Its record in sportscars is impressive on paper, particularly its run of six consecutive Le Mans wins in the ’60s. But even this doesn’t stand up to closer scrutiny. In the ’50s, when Mercedes, Jaguar and Aston Martin were serious players there, Ferrari won just twice. Its ’60s run came in the face of little serious opposition and once Ford, then Porsche, committed to the event, the Ferrari wins dried up. A starkly objective view of Ferrari’s early years as a race team in the ’50s would be: its first Grand Prix car failed to mount a serious challenge to a design, the Alfetta, which was 12 years old. Its second design was a worthwhile effort which managed to win the odd race against the by-now 14 year old Alfetta design. The team then won a series of F2 races the ’52 and ’53 world championships against little more than a bunch of privateers in the first year and the Maserati team in the second.

Developments of this four-cylinder machine were completely outclassed in the new 2.5-litre formula by both Mercedes and Maserati and it wasn’t until the team inherited a new design from Lancia that it took another title, albeit with only Maserati as a worthwhile rival. It got an honourable season in with the Dino 246 in 1958, before being outclassed by the new wave of British mid-engined cars.

But loving Ferrari is not about being starkly objective is it? John Surtees, world champion in the red cars in 1964, cites some of the obvious reasons for the reverence: “You had a single, very charismatic and controversial figurehead in Enzo Ferrari. The company he founded is after all these years still in the same town. There’s a continuity in that the cars are still Italian red when everyone else changes colour every few years. It’s the only team which makes the entire car itself and right from the start, with those V12s, they made a fantastic sound.

“All these things add up. As Montezemolo said, it’s a firm dedicated to creating beauty and they actively promote themselves in that way. There’s always an excitement about them, a passion and a style. Although I’ve been away from there for a long time, and I didn’t leave on the best of terms, there’s still an excitement for me in having been associated with them.”

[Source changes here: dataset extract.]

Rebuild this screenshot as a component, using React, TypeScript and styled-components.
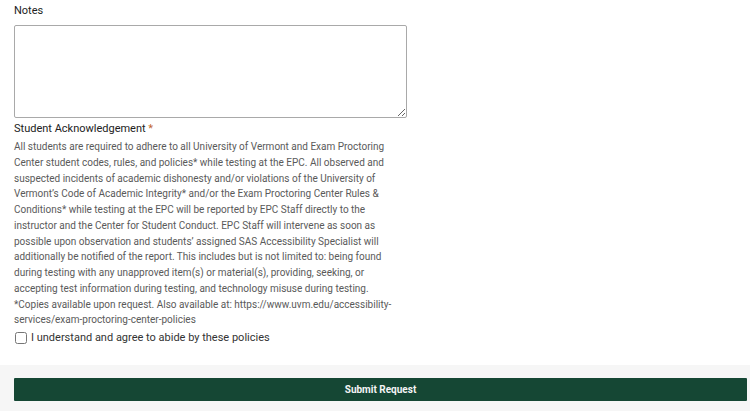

Chris Rea, who invested major time and money into a celluloid celebration of his love for Ferrari, La Passione, delves deeper into our psyche in his assessment of our enrapture: “It’s a three-dimensional dream of an Italian image we all have a fascination for. Because we love the Italian culture; it’s a striving culture. It’s striving to do something fantastic and beautiful without compromise. Which is why it often screws up because it shoots for the stars. I saw a Ferrari mechanic at a pit stop test in Monza actually clawing the ground as the car accelerated away. You get this feeling that because of their emotions getting in the way, it’s harder for them than it is for Williams or McLaren. And that strikes a chord with everybody else in life the struggle. It never looks easy for them to win and therefore the achievement seems all the greater.”

The real world doesn’t usually reward purity, passion, a love of beauty and refusal to compromise an ideal with quantifiable achievement. Where this leads cannot be put in a column and ticked off, won’t be incorporated into a wind tunnel. You need to look elsewhere to see the greatness that is Ferrari. It’s there in the tempestuousness of its struggle and sometimes, just sometimes, that struggle sees them soar.

Mario Andretti saw both good times and bad in two stints at Ferrari and says: “It’s a very special place, more so than any other team. They put their heart and soul into it in a way that I never experienced anywhere else. This isn’t always a good thing for you as a driver because if things aren’t going well it’s like you’re at a funeral or something. But when it’s a competitive situation it’s like total euphoria and when it’s like that, for me it’s the ultimate.”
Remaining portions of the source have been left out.